* START Data provided *

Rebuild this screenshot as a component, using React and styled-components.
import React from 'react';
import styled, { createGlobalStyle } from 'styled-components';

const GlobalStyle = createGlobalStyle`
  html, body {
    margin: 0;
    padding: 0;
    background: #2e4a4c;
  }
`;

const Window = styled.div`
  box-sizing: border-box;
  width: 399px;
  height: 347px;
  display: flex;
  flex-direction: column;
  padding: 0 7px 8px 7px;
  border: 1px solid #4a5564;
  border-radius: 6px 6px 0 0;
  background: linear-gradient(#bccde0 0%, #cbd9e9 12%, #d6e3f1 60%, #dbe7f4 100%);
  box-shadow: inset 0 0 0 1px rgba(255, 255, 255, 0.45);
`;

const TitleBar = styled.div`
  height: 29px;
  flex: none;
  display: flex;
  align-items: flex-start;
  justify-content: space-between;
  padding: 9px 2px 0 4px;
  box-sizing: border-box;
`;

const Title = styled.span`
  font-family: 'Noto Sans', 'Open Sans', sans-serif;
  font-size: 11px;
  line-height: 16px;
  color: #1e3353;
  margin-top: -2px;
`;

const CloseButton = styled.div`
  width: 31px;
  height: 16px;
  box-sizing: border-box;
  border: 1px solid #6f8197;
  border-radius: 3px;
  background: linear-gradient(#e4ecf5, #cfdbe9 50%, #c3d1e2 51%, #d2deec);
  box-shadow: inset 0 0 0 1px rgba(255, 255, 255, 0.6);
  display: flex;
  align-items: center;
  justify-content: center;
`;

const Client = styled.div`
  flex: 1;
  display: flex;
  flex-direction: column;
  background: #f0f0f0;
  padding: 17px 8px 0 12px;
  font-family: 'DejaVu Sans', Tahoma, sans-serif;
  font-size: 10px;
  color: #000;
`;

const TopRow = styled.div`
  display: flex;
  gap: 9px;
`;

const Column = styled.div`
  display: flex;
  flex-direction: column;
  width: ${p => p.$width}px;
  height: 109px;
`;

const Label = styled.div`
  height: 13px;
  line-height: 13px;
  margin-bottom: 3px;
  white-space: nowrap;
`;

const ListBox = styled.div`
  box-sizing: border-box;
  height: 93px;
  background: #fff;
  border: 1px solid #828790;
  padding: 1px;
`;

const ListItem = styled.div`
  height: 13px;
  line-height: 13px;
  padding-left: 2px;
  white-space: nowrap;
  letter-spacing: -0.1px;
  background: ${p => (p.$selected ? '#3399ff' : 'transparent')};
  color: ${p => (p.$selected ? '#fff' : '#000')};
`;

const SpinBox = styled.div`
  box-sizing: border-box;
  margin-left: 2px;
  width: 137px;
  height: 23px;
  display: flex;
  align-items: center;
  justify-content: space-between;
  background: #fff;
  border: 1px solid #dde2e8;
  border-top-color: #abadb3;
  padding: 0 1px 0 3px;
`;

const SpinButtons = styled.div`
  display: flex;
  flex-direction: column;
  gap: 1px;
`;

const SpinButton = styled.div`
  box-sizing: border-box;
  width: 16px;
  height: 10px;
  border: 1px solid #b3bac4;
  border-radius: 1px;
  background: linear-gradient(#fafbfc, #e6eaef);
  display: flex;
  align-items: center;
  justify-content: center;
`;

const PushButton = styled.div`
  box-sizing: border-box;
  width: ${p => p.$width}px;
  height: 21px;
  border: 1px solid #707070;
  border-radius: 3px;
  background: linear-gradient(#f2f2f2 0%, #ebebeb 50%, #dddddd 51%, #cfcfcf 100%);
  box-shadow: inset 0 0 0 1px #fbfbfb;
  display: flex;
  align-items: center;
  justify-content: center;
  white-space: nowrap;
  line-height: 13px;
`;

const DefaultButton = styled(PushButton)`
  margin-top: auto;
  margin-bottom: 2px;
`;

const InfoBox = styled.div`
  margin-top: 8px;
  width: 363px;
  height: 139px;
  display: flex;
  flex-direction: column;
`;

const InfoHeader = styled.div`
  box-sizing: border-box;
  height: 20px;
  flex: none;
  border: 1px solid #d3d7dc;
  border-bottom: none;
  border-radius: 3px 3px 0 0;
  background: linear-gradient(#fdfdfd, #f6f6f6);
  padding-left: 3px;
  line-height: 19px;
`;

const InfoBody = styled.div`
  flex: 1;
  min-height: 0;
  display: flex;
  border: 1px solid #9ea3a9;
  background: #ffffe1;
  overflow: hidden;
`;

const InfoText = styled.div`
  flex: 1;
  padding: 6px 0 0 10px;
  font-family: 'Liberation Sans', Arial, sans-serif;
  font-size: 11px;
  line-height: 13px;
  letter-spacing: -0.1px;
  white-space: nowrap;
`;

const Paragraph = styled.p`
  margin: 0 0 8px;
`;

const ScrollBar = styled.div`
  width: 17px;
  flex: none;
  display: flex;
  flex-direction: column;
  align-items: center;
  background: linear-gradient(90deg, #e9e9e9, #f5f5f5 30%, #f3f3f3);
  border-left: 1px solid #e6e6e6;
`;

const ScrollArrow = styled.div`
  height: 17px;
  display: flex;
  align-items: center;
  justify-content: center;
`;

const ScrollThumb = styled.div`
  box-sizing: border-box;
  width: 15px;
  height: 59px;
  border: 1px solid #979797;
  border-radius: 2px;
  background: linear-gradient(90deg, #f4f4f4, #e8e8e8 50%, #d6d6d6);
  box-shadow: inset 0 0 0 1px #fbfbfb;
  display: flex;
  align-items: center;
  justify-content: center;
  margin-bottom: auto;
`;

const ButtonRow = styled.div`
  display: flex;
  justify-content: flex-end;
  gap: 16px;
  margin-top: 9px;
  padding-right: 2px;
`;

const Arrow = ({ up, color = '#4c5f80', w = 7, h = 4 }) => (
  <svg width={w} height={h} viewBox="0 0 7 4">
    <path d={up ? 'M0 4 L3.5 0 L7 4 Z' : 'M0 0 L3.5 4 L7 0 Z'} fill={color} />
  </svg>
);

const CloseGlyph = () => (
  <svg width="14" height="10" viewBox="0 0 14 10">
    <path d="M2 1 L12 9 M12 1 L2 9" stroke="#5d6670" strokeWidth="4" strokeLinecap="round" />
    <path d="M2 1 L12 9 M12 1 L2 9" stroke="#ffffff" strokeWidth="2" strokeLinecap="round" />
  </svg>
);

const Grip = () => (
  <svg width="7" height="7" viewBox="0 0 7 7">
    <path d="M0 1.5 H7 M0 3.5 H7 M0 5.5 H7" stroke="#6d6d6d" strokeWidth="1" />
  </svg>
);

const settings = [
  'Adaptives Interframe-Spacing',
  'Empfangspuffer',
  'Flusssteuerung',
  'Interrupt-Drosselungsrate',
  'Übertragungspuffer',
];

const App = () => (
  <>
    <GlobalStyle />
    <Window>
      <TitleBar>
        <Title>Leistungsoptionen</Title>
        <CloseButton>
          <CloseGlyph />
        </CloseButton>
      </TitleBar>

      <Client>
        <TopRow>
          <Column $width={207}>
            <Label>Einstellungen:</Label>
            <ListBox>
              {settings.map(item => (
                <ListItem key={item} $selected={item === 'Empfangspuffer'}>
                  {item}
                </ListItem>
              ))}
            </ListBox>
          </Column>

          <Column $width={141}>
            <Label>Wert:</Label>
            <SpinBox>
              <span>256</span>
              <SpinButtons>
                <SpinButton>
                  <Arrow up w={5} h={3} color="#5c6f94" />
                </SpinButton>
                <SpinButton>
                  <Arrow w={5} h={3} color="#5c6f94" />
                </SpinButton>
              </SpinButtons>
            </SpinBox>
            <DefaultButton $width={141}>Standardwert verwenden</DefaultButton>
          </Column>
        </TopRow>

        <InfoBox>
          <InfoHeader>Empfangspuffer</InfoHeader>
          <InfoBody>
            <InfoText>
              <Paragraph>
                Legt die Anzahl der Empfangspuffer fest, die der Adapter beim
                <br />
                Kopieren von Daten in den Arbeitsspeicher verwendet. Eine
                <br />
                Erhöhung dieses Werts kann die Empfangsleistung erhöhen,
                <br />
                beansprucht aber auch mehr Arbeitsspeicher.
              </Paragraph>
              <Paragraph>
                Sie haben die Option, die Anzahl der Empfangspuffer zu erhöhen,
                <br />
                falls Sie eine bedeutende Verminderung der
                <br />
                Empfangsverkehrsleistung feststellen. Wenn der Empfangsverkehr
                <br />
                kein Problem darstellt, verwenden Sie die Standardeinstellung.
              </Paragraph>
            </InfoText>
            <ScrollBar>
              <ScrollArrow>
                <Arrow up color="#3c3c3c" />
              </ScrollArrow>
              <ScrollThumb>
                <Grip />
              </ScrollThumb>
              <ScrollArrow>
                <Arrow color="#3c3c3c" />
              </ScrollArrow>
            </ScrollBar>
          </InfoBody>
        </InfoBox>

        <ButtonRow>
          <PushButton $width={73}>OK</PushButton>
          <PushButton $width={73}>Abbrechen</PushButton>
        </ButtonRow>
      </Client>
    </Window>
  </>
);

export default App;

* END Data provided *

[What you have to do] Tally the lines in this data that hold the word "React" and state only the count.

[Result below] 2